Témoigner des enfermements d’une existence
Dans Ranger, Jacques Weber est de ceux qu’on ne présente plus. On s’abandonne au bonheur de retrouver un monstre sacré de la scène en se laissant porter par sa voix au timbre inimitable. Chevelure et barbe blanche, son corps d’ogre impressionne d’autant plus qu’il se revendique du charme des séducteurs dans l’habit noir de son costume trois pièces.
Cadrée par la toile bleue d’une bâche de chantier accrochée dans les cintres, la jeune femme porte une salopette de travail et dispose de l’espace de jeu minimal d’un carré de bois blanc.

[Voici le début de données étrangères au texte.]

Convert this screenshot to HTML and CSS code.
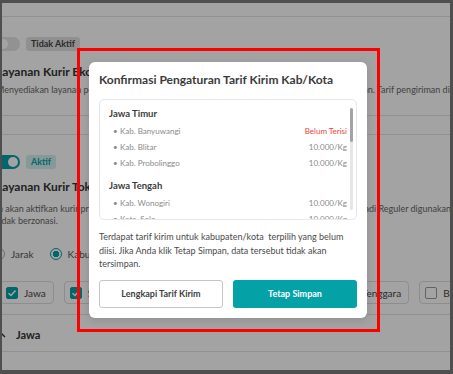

Un seau de ménage à ses pieds, elle s’arme d’un balai essoreur et débonde sa révolte d’être une technicienne de surface avec un bac plus cinq. Pour résumer le pétage de plomb à l’œuvre dans Perdre son sac, il est tentant d’imaginer une version longue du titre en forme de résumé du propos, soit ; Perdre son sang froid et vider son sac pour témoigner des enfermements d’une existence sans perspective d’avenir.
Le jour du premier anniversaire du décès de celle qui fut la femme de sa vie, c’est dans la chambre immaculée d’un hôtel avec vue sur la baie de Hong Kong que l’acteur rembobine un parcours d’universitaire comblé. Saisi dans la lumière aveuglante qu’on prête aux expériences de mort imminente, l’acteur avoue son désir de tirer l’échelle, le monde n’ayant plus de sens sans la présence de son amour perdu.
Avec un art consommé de l’ellipse et le désir de sonder la profondeur des âmes sans romantisme, Pascal Rambert réunit deux versants d’une même désespérance de vivre pour explorer les tourments de la jeunesse et les renoncements de l’âge. Deux monologues bouleversants qui aimantent le regard avec une grande délicatesse.
Ranger, texte et mise en scène Pascal Rambert avec Jacques Weber, du 2 au 18 février, Théâtre des Bouffes du Nord, à Paris. En tournée jusqu’au 13 avril.
Perdre son sac, texte et mise en scène Pascal Rambert avec Lyna Khoudri, du 7 au 18 février, Théâtre des Bouffes du Nord, à Paris.